Exercise aim: Scan the data for "that" and copy the lines it appears in.

Raw data:
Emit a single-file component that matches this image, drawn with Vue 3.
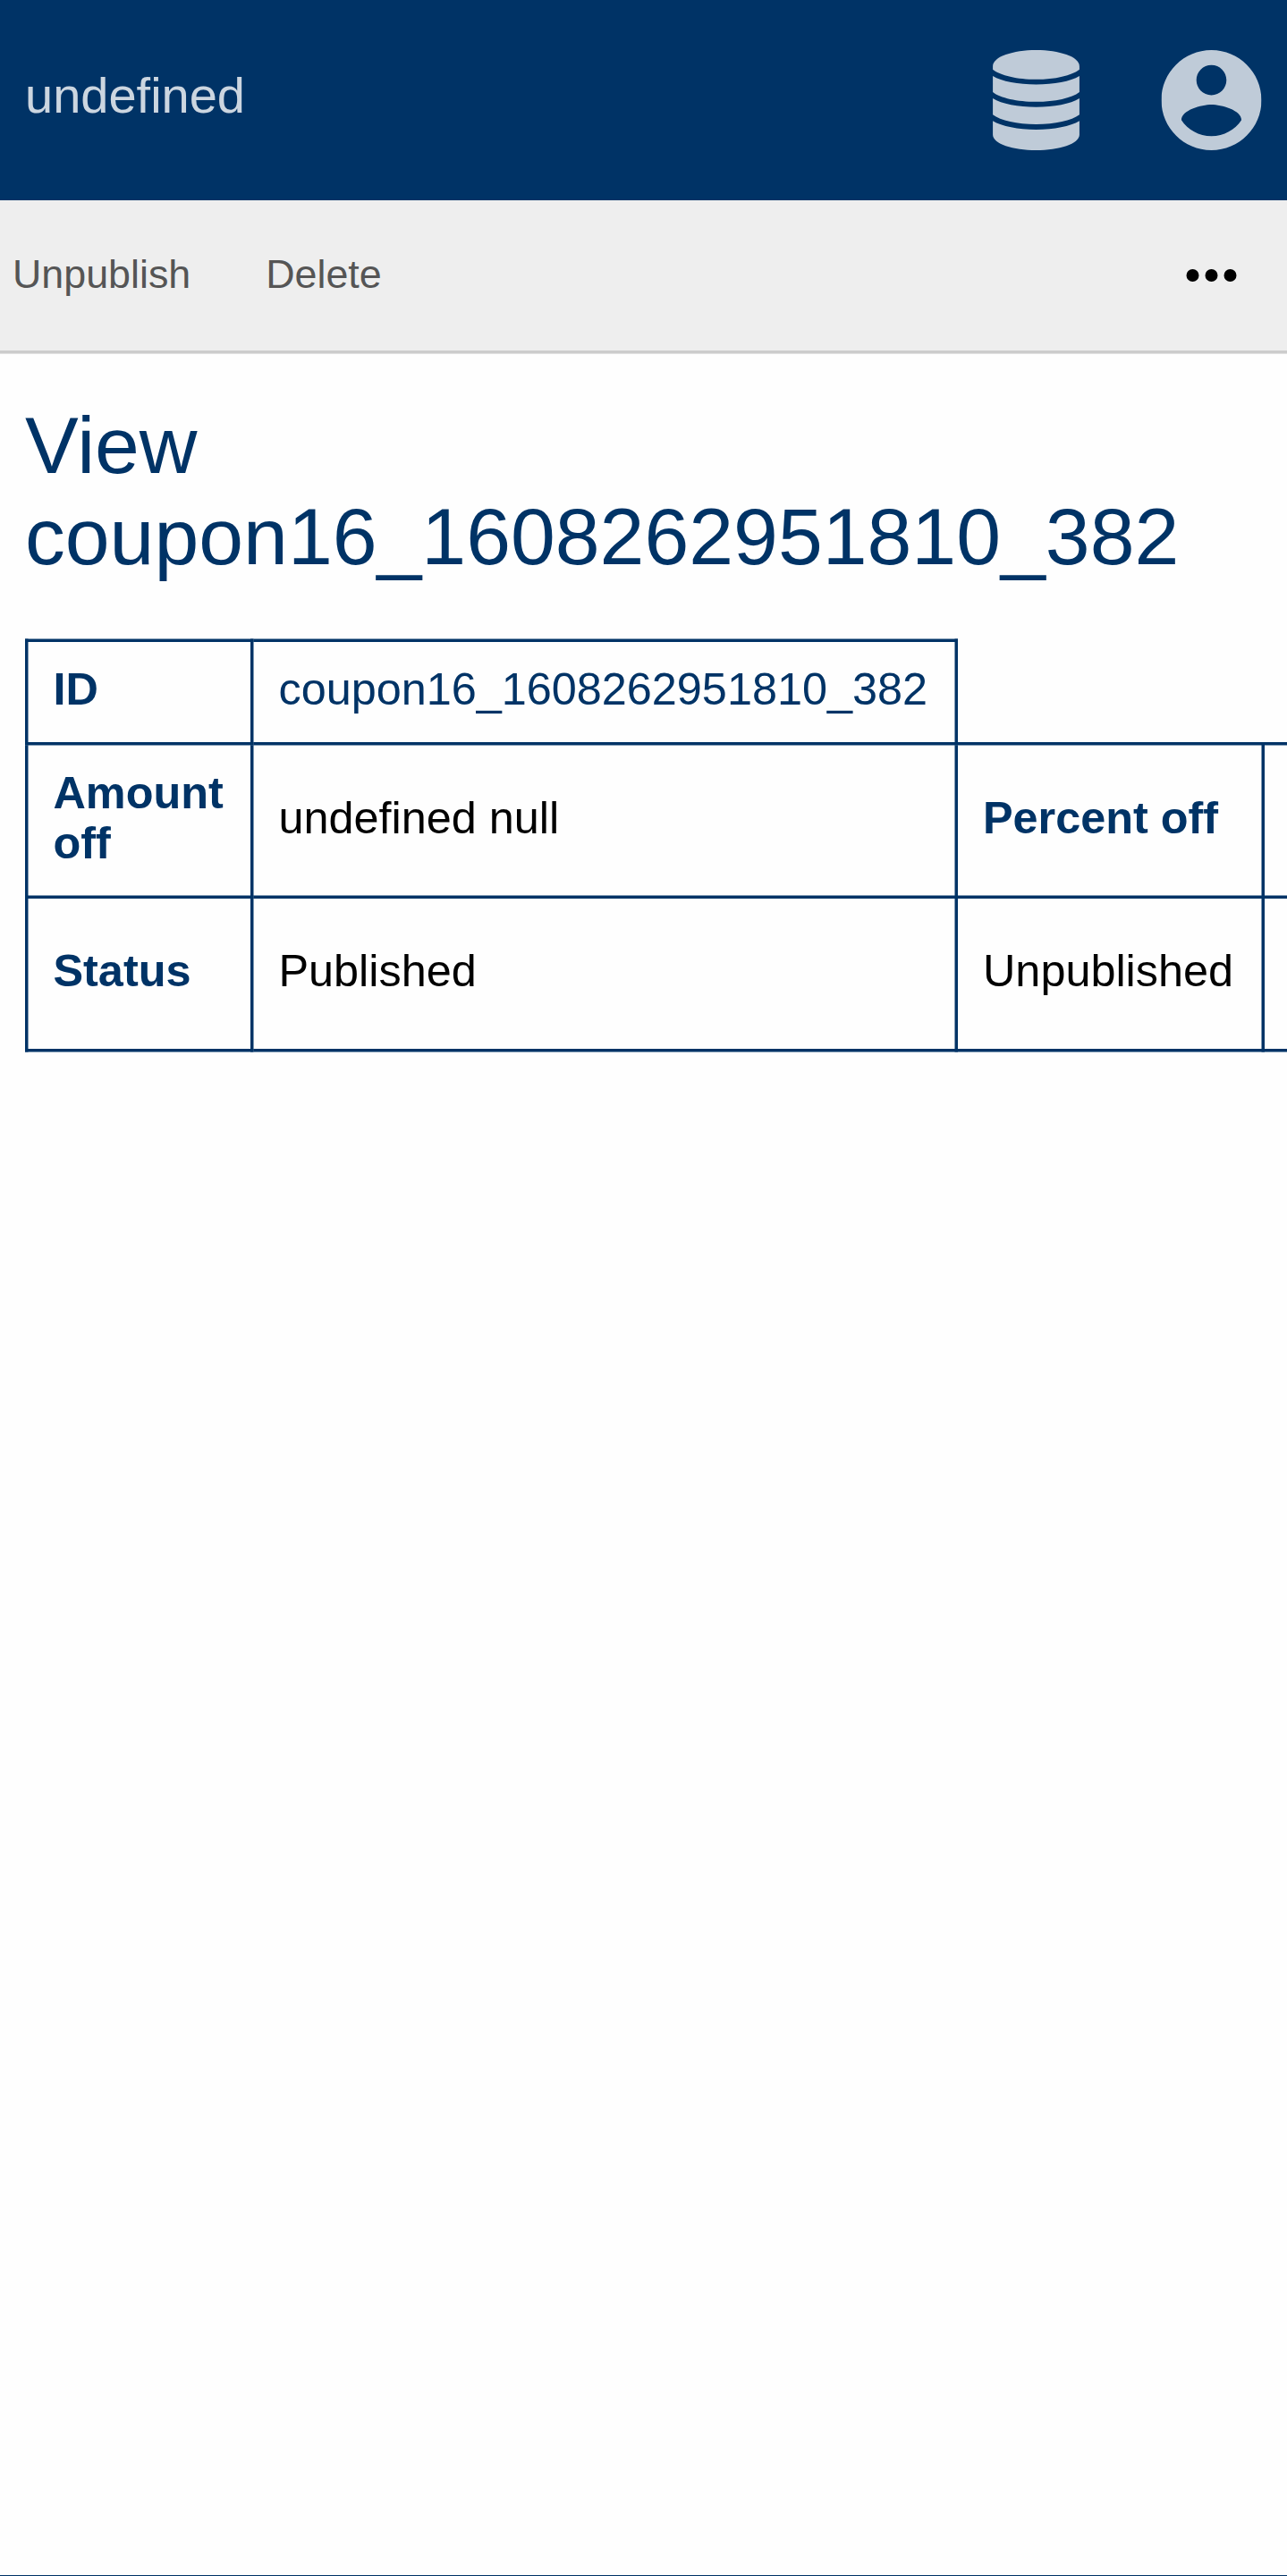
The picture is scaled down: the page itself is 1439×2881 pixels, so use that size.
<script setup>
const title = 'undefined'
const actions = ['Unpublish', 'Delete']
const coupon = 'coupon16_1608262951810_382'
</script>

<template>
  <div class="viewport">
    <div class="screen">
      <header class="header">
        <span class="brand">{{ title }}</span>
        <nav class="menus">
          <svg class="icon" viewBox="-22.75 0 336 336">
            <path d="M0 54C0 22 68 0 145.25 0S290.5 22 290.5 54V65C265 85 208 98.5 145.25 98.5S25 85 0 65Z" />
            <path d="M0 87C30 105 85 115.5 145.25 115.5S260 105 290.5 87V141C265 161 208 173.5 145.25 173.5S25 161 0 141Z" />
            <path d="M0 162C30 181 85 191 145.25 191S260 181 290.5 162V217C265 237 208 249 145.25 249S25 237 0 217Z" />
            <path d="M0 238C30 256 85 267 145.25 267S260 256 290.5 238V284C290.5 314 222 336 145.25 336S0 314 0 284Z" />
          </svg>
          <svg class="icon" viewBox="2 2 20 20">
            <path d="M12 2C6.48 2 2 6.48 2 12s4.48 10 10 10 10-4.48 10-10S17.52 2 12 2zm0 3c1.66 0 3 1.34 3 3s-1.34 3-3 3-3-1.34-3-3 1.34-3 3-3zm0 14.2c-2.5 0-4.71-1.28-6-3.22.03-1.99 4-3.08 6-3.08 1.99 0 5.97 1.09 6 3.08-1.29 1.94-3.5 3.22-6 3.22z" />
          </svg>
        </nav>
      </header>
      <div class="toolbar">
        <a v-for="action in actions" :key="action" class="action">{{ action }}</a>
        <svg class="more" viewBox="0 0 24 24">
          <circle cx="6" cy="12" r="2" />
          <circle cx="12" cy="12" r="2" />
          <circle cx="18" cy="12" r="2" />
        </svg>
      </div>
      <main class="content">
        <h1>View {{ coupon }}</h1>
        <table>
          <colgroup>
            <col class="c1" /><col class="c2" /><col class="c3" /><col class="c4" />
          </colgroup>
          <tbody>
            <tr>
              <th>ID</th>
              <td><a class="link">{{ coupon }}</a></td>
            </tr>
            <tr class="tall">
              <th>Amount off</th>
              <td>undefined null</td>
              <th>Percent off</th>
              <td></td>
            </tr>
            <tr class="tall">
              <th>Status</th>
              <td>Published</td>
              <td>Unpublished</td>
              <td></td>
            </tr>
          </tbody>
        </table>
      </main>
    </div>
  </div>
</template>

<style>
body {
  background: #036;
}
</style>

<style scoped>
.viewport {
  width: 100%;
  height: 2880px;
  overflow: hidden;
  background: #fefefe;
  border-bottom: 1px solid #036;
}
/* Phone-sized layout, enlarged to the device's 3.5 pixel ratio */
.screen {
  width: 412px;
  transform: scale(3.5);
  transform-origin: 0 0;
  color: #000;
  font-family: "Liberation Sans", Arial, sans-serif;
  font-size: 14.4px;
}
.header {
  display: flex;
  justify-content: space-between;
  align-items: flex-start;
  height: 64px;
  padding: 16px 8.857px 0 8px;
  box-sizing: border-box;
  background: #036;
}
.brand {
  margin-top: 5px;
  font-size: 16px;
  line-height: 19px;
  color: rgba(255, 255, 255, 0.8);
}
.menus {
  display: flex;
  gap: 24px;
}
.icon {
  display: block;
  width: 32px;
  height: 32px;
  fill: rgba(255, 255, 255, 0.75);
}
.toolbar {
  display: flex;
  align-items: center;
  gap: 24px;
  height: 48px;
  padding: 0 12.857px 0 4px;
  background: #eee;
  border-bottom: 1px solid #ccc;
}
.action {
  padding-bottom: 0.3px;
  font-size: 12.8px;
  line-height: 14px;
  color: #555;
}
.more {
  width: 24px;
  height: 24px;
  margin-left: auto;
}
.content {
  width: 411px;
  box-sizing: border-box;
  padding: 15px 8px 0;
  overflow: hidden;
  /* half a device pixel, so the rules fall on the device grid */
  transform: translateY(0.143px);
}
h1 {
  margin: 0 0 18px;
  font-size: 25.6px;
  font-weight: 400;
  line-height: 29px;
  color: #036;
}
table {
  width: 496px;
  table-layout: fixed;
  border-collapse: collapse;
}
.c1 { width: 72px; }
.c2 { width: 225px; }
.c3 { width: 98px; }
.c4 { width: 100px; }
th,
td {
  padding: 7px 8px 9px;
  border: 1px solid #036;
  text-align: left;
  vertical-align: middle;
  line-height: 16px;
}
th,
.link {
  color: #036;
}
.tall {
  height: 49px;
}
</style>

Output below:
Emit a single-file component that matches this image, drawn with Vue 3.
The picture is scaled down: the page itself is 1439×2881 pixels, so use that size.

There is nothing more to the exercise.